### Input material
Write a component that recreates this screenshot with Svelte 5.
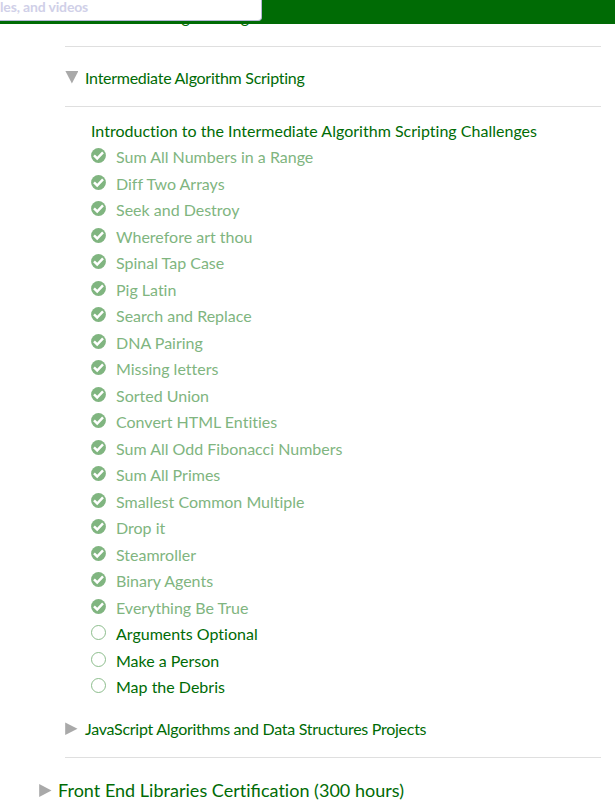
<script>
  const challenges = [
    'Sum All Numbers in a Range',
    'Diff Two Arrays',
    'Seek and Destroy',
    'Wherefore art thou',
    'Spinal Tap Case',
    'Pig Latin',
    'Search and Replace',
    'DNA Pairing',
    'Missing letters',
    'Sorted Union',
    'Convert HTML Entities',
    'Sum All Odd Fibonacci Numbers',
    'Sum All Primes',
    'Smallest Common Multiple',
    'Drop it',
    'Steamroller',
    'Binary Agents',
    'Everything Be True',
    'Arguments Optional',
    'Make a Person',
    'Map the Debris'
  ].map((title, i) => ({ title, done: i < 18 }));
</script>

<div class="page">
  <header>
    <div class="search">les, and videos</div>
  </header>

  <main>
    <section class="block previous"><h5>Functional Programming</h5></section>

    <section class="block open">
      <svg class="arrow" width="13" height="13" viewBox="0 0 13 13"><path d="M.4 0H13.4L6.9 12.4Z" /></svg>
      <h5>Intermediate Algorithm Scripting</h5>
    </section>

    <ul>
      <li class="intro">Introduction to the Intermediate Algorithm Scripting Challenges</li>
      {#each challenges as c}
        <li class:done={c.done}>
          <svg class="mark" width="15" height="15" viewBox="0 0 15 15">
            {#if c.done}
              <circle cx="7.5" cy="7.5" r="7.4" fill="#80b580" />
              <path d="M3 7.4 6.2 10.5 12 4.4" fill="none" stroke="#fff" stroke-width="2.5" />
            {:else}
              <circle cx="7.5" cy="7.5" r="7" fill="#fff" stroke="#80b580" stroke-width=".9" />
            {/if}
          </svg>
          <span>{c.title}</span>
        </li>
      {/each}
    </ul>

    <section class="block projects">
      <svg class="arrow" width="13" height="13" viewBox="0 0 13 13"><path d="M.2 .4V13L12.5 6.7Z" /></svg>
      <h5>JavaScript Algorithms and Data Structures Projects</h5>
    </section>
  </main>

  <section class="superblock">
    <svg class="arrow" width="13" height="13" viewBox="0 0 13 13"><path d="M.2 0V13L12.5 6.5Z" /></svg>
    <h4>Front End Libraries Certi<span class="ligature">fi</span>cation (300 hours)</h4>
  </section>
</div>

<style>
  :global(body) {
    background: #fff;
  }
  .page {
    height: 807px;
    overflow: hidden;
    box-sizing: border-box;
    color: #006b05;
    font-family: Lato, sans-serif;
    font-size: 16px;
    font-variant-ligatures: none;
  }
  header {
    position: relative;
    z-index: 1;
    height: 24px;
    background: #006b05;
  }
  .search {
    box-sizing: border-box;
    width: 262px;
    height: 21px;
    background: #fff;
    border: solid #b6b6d5;
    border-width: 0 1px 1px 0;
    border-radius: 0 0 4px 0;
    color: #d0d0e8;
    font-size: 14px;
    letter-spacing: -0.15px;
    font-weight: 700;
    line-height: 13px;
    white-space: nowrap;
  }
  main {
    margin: 0 14px 0 65px;
  }
  h4,
  h5 {
    margin: 0;
    font-weight: 400;
    white-space: nowrap;
  }
  h5 {
    font-size: 16px;
    letter-spacing: -0.27px;
    line-height: 20px;
  }
  h4 {
    font-size: 18px;
    letter-spacing: 0.02px;
    line-height: 24px;
  }
  .block {
    display: flex;
    box-sizing: border-box;
    gap: 7px;
    border-bottom: 1px solid #dfdfdf;
  }
  .previous {
    height: 33px;
    margin-top: -10px;
    padding-left: 19px;
  }
  .previous h5 {
    margin-top: -7px;
  }
  .open {
    height: 60px;
    padding-top: 21px;
  }
  .arrow {
    flex: none;
    margin-top: 3px;
    fill: #a9a9a9;
  }
  ul {
    list-style: none;
    margin: 0;
    padding: 10.6px 0 0.4px 26px;
  }
  li {
    display: flex;
    height: 26.5px;
    gap: 10px;
    line-height: 26.5px;
    white-space: nowrap;
  }
  .intro {
    letter-spacing: 0.015px;
  }
  .mark {
    flex: none;
    margin-top: 4px;
  }
  .done span {
    color: #80b580;
  }
  .projects {
    height: 57px;
    padding-top: 18px;
  }
  .superblock {
    display: flex;
    gap: 6px;
    padding: 20px 0 0 39px;
  }
  .superblock .arrow {
    margin-top: 6px;
  }
  .ligature {
    letter-spacing: 0;
    font-variant-ligatures: common-ligatures;
  }
</style>
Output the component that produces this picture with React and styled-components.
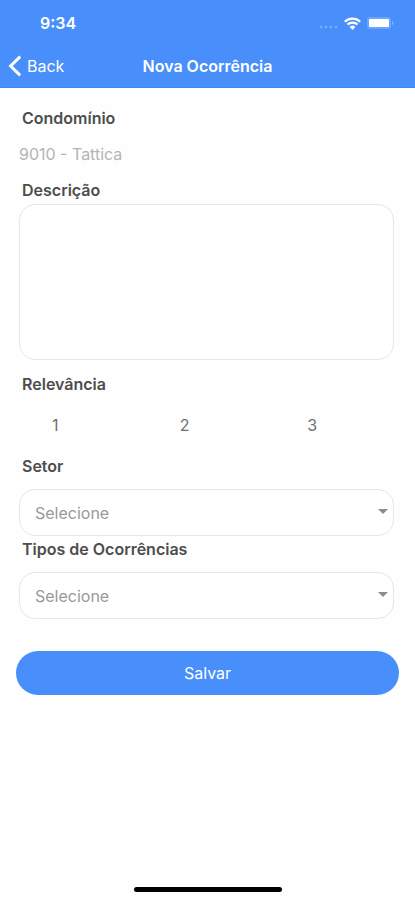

### Exercise
The data above needs to be retyped exactly, with the images left out.

### Result below
Write a component that recreates this screenshot with Svelte 5.
<script>
  const challenges = [
    'Sum All Numbers in a Range',
    'Diff Two Arrays',
    'Seek and Destroy',
    'Wherefore art thou',
    'Spinal Tap Case',
    'Pig Latin',
    'Search and Replace',
    'DNA Pairing',
    'Missing letters',
    'Sorted Union',
    'Convert HTML Entities',
    'Sum All Odd Fibonacci Numbers',
    'Sum All Primes',
    'Smallest Common Multiple',
    'Drop it',
    'Steamroller',
    'Binary Agents',
    'Everything Be True',
    'Arguments Optional',
    'Make a Person',
    'Map the Debris'
  ].map((title, i) => ({ title, done: i < 18 }));
</script>

<div class="page">
  <header>
    <div class="search">les, and videos</div>
  </header>

  <main>
    <section class="block previous"><h5>Functional Programming</h5></section>

    <section class="block open">
      <svg class="arrow" width="13" height="13" viewBox="0 0 13 13"><path d="M.4 0H13.4L6.9 12.4Z" /></svg>
      <h5>Intermediate Algorithm Scripting</h5>
    </section>

    <ul>
      <li class="intro">Introduction to the Intermediate Algorithm Scripting Challenges</li>
      {#each challenges as c}
        <li class:done={c.done}>
          <svg class="mark" width="15" height="15" viewBox="0 0 15 15">
            {#if c.done}
              <circle cx="7.5" cy="7.5" r="7.4" fill="#80b580" />
              <path d="M3 7.4 6.2 10.5 12 4.4" fill="none" stroke="#fff" stroke-width="2.5" />
            {:else}
              <circle cx="7.5" cy="7.5" r="7" fill="#fff" stroke="#80b580" stroke-width=".9" />
            {/if}
          </svg>
          <span>{c.title}</span>
        </li>
      {/each}
    </ul>

    <section class="block projects">
      <svg class="arrow" width="13" height="13" viewBox="0 0 13 13"><path d="M.2 .4V13L12.5 6.7Z" /></svg>
      <h5>JavaScript Algorithms and Data Structures Projects</h5>
    </section>
  </main>

  <section class="superblock">
    <svg class="arrow" width="13" height="13" viewBox="0 0 13 13"><path d="M.2 0V13L12.5 6.5Z" /></svg>
    <h4>Front End Libraries Certi<span class="ligature">fi</span>cation (300 hours)</h4>
  </section>
</div>

<style>
  :global(body) {
    background: #fff;
  }
  .page {
    height: 807px;
    overflow: hidden;
    box-sizing: border-box;
    color: #006b05;
    font-family: Lato, sans-serif;
    font-size: 16px;
    font-variant-ligatures: none;
  }
  header {
    position: relative;
    z-index: 1;
    height: 24px;
    background: #006b05;
  }
  .search {
    box-sizing: border-box;
    width: 262px;
    height: 21px;
    background: #fff;
    border: solid #b6b6d5;
    border-width: 0 1px 1px 0;
    border-radius: 0 0 4px 0;
    color: #d0d0e8;
    font-size: 14px;
    letter-spacing: -0.15px;
    font-weight: 700;
    line-height: 13px;
    white-space: nowrap;
  }
  main {
    margin: 0 14px 0 65px;
  }
  h4,
  h5 {
    margin: 0;
    font-weight: 400;
    white-space: nowrap;
  }
  h5 {
    font-size: 16px;
    letter-spacing: -0.27px;
    line-height: 20px;
  }
  h4 {
    font-size: 18px;
    letter-spacing: 0.02px;
    line-height: 24px;
  }
  .block {
    display: flex;
    box-sizing: border-box;
    gap: 7px;
    border-bottom: 1px solid #dfdfdf;
  }
  .previous {
    height: 33px;
    margin-top: -10px;
    padding-left: 19px;
  }
  .previous h5 {
    margin-top: -7px;
  }
  .open {
    height: 60px;
    padding-top: 21px;
  }
  .arrow {
    flex: none;
    margin-top: 3px;
    fill: #a9a9a9;
  }
  ul {
    list-style: none;
    margin: 0;
    padding: 10.6px 0 0.4px 26px;
  }
  li {
    display: flex;
    height: 26.5px;
    gap: 10px;
    line-height: 26.5px;
    white-space: nowrap;
  }
  .intro {
    letter-spacing: 0.015px;
  }
  .mark {
    flex: none;
    margin-top: 4px;
  }
  .done span {
    color: #80b580;
  }
  .projects {
    height: 57px;
    padding-top: 18px;
  }
  .superblock {
    display: flex;
    gap: 6px;
    padding: 20px 0 0 39px;
  }
  .superblock .arrow {
    margin-top: 6px;
  }
  .ligature {
    letter-spacing: 0;
    font-variant-ligatures: common-ligatures;
  }
</style>
Output the component that produces this picture with React and styled-components.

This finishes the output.